Whereas it is easy to include "Hacienda Tokens" and "Mining Tokens" on a Coinage website and, as Pradeau remarked, "Municipal Tokens" were always a response to the lack of fractional coinage, listing “Other Tokens” on a website dedicated to Coinage will always be a difficult decision. In general, it is expected that the token

(a) was used in trade, and
(b) had a specified value, preferably as a unit of currency.

The following pages, classified (and occasionally sub-classified) by state, include

(a) tokens issued by some businesses, either given to employees in the same manner as "Hacienda Tokens" or "Mining Tokens", or to customers,
(b) tokens issued by shops, usually given to customers as a substitute for small change or part of a 'loyalty scheme',
(c) token issued by hotels, cantinas, bars and saloons. These were most often to encourage trade, though it is claimed that some were used for deposits (as with Licores, S. A.) or to reward bar-girls. Most of these come from towns in Baja California, Sonora, Chihuahua, Coahuila, Nuevo León and Tamaulipas on the US border with the ones dating to Prohibition arousing the most interest.
(d) ancient transport tokens, usually good for a journey, such as Camioneros de Jalisco. More modern versions have been ignored.

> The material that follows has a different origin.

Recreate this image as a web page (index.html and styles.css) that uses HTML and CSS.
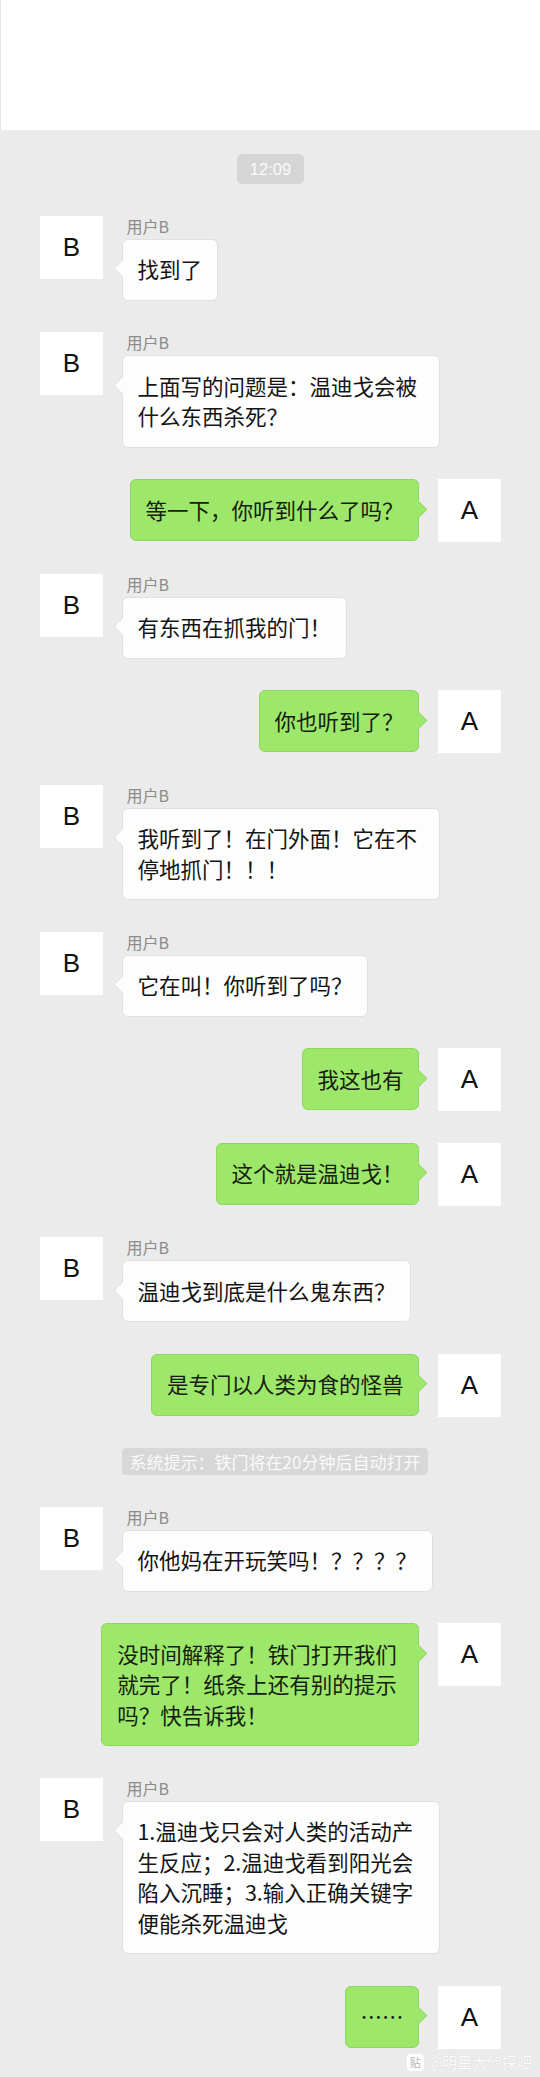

(c) and (d) are included because they have been given an imprimatur by catalogues such as Grove's Tokens of Mexico.

The following pages do not include

(d) tokens for amusement arcades
(e) tokens for vending machines and car washes, and
(f) fantasies, etc.

even when included in Grove.

We have also listed a few tokens celebrating events, such as Porfirio Díaz' visit to Toluca in 1897 or the arrival of the railway at San Felipe, akin to proclamation medals.